**Required work**
Repeat every line of the listing below exactly, minus the pictures.

**Data provided**

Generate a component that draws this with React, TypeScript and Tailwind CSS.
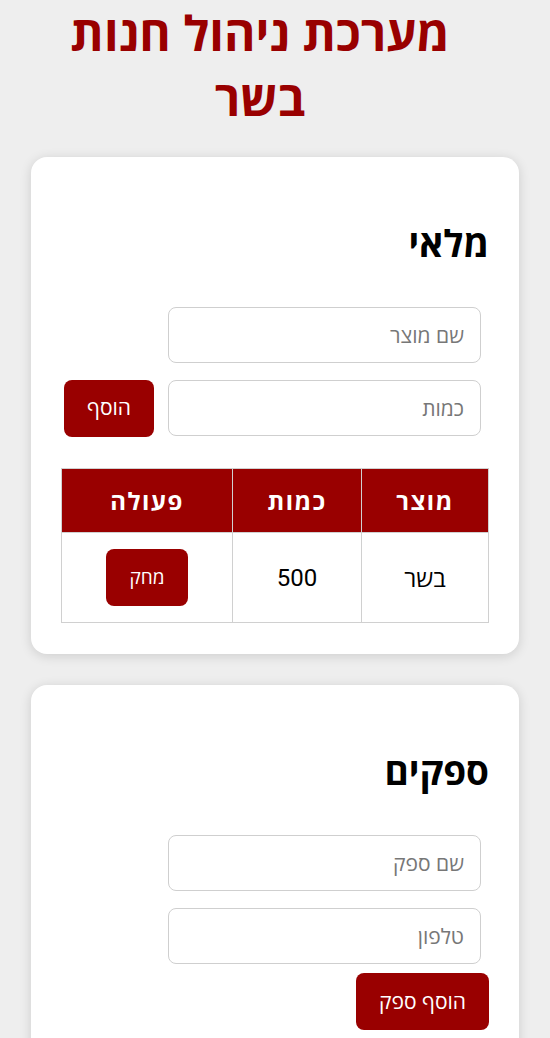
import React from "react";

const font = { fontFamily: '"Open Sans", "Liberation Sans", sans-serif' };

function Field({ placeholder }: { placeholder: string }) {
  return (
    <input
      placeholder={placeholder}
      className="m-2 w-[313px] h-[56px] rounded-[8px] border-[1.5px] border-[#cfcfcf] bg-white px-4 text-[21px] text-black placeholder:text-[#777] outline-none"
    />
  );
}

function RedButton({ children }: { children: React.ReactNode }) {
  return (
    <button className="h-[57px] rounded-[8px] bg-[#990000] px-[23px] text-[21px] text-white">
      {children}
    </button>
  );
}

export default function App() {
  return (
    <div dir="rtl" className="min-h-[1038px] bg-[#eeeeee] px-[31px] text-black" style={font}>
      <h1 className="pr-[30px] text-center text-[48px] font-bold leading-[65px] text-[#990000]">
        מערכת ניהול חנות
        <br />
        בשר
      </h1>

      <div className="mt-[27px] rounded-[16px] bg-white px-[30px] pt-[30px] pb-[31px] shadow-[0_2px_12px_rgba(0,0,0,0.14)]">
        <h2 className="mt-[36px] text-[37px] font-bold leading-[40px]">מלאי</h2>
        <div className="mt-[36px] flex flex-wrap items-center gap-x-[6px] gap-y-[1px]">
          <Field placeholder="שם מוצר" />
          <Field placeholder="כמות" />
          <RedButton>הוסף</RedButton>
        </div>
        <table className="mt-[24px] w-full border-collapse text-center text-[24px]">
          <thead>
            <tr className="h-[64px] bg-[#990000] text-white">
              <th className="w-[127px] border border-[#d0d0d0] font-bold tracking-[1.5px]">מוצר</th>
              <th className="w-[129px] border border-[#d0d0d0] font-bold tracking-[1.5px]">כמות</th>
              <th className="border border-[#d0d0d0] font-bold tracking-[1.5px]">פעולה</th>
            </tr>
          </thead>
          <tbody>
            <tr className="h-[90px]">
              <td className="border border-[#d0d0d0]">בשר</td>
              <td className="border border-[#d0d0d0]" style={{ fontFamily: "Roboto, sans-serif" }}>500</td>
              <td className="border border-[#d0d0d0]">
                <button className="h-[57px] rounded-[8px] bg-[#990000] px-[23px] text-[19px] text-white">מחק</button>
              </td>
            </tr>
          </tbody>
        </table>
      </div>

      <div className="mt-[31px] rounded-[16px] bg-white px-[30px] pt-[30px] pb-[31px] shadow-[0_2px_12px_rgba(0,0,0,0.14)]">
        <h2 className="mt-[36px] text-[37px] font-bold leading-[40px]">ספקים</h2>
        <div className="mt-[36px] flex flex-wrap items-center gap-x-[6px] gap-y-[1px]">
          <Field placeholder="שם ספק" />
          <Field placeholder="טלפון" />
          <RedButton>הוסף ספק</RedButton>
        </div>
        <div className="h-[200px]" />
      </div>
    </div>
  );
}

**Reply**
Generate a component that draws this with React, TypeScript and Tailwind CSS.
import React from "react";

const font = { fontFamily: '"Open Sans", "Liberation Sans", sans-serif' };

function Field({ placeholder }: { placeholder: string }) {
  return (
    <input
      placeholder={placeholder}
      className="m-2 w-[313px] h-[56px] rounded-[8px] border-[1.5px] border-[#cfcfcf] bg-white px-4 text-[21px] text-black placeholder:text-[#777] outline-none"
    />
  );
}

function RedButton({ children }: { children: React.ReactNode }) {
  return (
    <button className="h-[57px] rounded-[8px] bg-[#990000] px-[23px] text-[21px] text-white">
      {children}
    </button>
  );
}

export default function App() {
  return (
    <div dir="rtl" className="min-h-[1038px] bg-[#eeeeee] px-[31px] text-black" style={font}>
      <h1 className="pr-[30px] text-center text-[48px] font-bold leading-[65px] text-[#990000]">
        מערכת ניהול חנות
        <br />
        בשר
      </h1>

      <div className="mt-[27px] rounded-[16px] bg-white px-[30px] pt-[30px] pb-[31px] shadow-[0_2px_12px_rgba(0,0,0,0.14)]">
        <h2 className="mt-[36px] text-[37px] font-bold leading-[40px]">מלאי</h2>
        <div className="mt-[36px] flex flex-wrap items-center gap-x-[6px] gap-y-[1px]">
          <Field placeholder="שם מוצר" />
          <Field placeholder="כמות" />
          <RedButton>הוסף</RedButton>
        </div>
        <table className="mt-[24px] w-full border-collapse text-center text-[24px]">
          <thead>
            <tr className="h-[64px] bg-[#990000] text-white">
              <th className="w-[127px] border border-[#d0d0d0] font-bold tracking-[1.5px]">מוצר</th>
              <th className="w-[129px] border border-[#d0d0d0] font-bold tracking-[1.5px]">כמות</th>
              <th className="border border-[#d0d0d0] font-bold tracking-[1.5px]">פעולה</th>
            </tr>
          </thead>
          <tbody>
            <tr className="h-[90px]">
              <td className="border border-[#d0d0d0]">בשר</td>
              <td className="border border-[#d0d0d0]" style={{ fontFamily: "Roboto, sans-serif" }}>500</td>
              <td className="border border-[#d0d0d0]">
                <button className="h-[57px] rounded-[8px] bg-[#990000] px-[23px] text-[19px] text-white">מחק</button>
              </td>
            </tr>
          </tbody>
        </table>
      </div>

      <div className="mt-[31px] rounded-[16px] bg-white px-[30px] pt-[30px] pb-[31px] shadow-[0_2px_12px_rgba(0,0,0,0.14)]">
        <h2 className="mt-[36px] text-[37px] font-bold leading-[40px]">ספקים</h2>
        <div className="mt-[36px] flex flex-wrap items-center gap-x-[6px] gap-y-[1px]">
          <Field placeholder="שם ספק" />
          <Field placeholder="טלפון" />
          <RedButton>הוסף ספק</RedButton>
        </div>
        <div className="h-[200px]" />
      </div>
    </div>
  );
}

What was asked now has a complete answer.